- GOAL: Give the count of lines holding the string "index" and nothing else.

- GIVEN DATA:
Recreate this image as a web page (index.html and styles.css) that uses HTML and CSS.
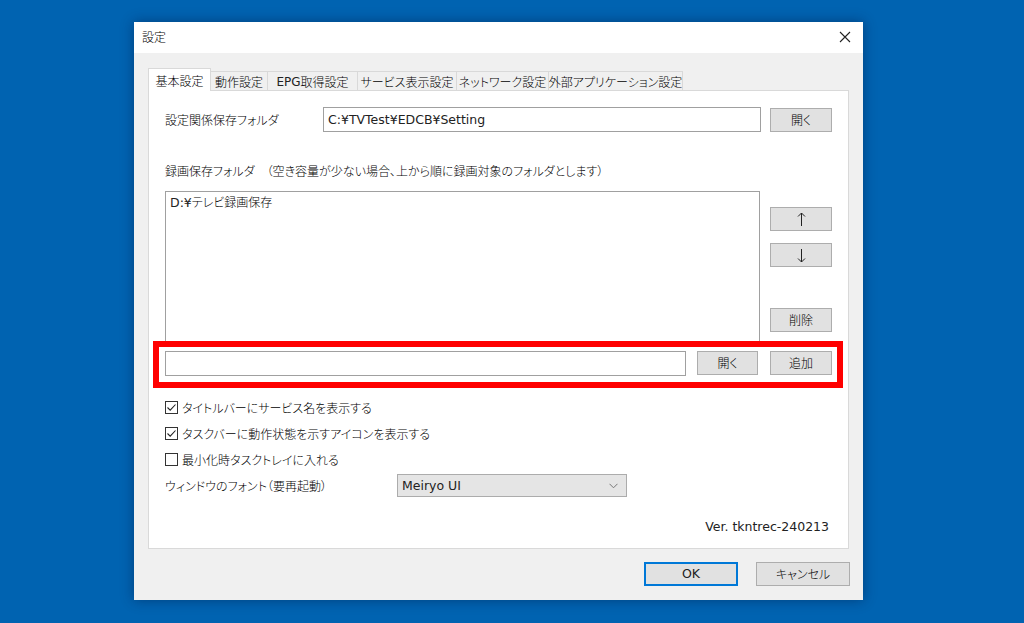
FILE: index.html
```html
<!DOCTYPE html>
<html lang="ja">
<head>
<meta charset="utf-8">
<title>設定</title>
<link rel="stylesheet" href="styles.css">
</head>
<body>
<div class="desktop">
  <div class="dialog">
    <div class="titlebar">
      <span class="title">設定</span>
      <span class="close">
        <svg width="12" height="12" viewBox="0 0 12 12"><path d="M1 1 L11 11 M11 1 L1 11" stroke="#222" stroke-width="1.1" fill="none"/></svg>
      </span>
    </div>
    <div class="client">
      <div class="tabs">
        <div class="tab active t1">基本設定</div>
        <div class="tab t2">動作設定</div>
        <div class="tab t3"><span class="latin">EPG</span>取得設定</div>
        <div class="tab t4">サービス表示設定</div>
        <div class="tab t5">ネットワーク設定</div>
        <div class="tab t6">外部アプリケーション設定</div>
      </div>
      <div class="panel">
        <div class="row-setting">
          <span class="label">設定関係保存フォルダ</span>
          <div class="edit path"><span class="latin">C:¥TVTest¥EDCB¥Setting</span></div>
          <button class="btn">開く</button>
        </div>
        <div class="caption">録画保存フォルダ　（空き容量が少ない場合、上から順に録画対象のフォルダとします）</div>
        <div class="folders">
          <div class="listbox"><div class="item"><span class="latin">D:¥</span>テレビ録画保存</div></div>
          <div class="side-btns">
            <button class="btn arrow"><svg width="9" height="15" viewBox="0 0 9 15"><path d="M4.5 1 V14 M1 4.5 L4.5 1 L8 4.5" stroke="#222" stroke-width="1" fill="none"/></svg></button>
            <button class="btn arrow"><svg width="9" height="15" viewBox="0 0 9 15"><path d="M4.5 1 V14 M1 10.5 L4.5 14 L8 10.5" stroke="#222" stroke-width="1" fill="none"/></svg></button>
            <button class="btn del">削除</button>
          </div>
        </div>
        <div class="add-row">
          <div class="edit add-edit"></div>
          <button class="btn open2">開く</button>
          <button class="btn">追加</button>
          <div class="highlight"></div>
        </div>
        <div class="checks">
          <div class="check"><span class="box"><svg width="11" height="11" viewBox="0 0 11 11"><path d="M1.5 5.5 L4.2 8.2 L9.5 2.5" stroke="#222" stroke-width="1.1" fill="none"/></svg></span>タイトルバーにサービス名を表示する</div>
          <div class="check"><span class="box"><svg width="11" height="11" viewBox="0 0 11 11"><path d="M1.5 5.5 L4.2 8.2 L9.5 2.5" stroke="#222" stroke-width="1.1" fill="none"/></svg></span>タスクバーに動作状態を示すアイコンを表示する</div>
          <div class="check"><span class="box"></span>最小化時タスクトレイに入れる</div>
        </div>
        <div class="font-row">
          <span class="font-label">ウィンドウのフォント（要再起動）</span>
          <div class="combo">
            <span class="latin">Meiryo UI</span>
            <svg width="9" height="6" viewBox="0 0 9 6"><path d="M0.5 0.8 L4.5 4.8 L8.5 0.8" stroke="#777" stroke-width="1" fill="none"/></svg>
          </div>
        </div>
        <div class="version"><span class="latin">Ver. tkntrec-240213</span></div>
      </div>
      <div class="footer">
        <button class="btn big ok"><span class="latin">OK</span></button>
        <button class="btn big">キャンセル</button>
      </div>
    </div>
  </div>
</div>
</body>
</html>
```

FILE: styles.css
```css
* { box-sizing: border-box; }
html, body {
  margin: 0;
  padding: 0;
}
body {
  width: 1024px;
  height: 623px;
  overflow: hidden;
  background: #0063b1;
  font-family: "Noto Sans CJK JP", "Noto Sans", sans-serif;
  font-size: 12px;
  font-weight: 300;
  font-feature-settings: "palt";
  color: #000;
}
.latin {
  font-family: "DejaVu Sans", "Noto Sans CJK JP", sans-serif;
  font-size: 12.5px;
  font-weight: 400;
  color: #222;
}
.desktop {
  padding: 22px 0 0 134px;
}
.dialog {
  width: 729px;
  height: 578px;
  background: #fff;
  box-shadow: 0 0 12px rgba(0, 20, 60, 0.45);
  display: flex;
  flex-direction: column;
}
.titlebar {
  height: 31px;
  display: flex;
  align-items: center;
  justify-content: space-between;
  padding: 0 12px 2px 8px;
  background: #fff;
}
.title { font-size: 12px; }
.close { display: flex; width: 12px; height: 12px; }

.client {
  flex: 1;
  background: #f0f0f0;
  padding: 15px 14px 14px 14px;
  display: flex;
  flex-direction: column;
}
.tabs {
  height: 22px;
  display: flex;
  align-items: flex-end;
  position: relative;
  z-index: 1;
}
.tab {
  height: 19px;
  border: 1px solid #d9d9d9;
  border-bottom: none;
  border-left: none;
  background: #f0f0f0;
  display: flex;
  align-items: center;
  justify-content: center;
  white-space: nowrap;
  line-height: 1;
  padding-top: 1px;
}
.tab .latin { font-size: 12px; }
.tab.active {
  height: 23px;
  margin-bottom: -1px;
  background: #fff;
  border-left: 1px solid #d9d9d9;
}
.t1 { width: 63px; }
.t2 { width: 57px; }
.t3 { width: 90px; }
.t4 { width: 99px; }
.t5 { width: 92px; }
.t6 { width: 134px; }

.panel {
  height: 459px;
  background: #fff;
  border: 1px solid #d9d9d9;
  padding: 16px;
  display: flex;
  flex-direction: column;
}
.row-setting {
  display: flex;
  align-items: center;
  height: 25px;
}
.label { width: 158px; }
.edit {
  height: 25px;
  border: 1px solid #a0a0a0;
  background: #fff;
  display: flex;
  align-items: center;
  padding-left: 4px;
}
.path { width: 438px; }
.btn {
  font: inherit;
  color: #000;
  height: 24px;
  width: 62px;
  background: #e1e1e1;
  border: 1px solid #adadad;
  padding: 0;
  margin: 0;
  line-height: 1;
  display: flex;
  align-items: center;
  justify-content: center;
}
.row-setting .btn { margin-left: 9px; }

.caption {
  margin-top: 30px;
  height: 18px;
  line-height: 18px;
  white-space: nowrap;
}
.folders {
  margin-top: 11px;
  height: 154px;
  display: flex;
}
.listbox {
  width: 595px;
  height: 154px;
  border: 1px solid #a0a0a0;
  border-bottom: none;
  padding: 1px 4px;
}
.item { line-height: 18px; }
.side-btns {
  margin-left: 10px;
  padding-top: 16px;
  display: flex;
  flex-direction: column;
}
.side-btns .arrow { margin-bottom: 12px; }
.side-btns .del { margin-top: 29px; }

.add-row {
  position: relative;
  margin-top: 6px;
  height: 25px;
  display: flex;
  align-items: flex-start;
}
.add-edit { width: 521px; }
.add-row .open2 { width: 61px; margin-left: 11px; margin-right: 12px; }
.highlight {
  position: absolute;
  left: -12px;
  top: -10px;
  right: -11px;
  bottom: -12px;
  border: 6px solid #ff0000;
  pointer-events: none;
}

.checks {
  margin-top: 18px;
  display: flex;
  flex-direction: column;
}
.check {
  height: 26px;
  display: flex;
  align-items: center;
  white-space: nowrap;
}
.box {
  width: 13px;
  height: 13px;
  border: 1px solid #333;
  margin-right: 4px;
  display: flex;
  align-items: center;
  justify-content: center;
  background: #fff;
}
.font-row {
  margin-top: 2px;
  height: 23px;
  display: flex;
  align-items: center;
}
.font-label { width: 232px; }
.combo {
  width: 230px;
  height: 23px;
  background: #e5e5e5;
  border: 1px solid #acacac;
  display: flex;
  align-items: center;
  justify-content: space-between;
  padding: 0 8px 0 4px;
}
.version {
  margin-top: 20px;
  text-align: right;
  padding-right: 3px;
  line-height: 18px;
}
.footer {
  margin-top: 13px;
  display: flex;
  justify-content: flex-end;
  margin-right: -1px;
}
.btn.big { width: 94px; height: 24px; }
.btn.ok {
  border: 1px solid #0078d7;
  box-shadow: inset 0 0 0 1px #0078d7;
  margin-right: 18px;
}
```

- WORKED SOLUTION: 3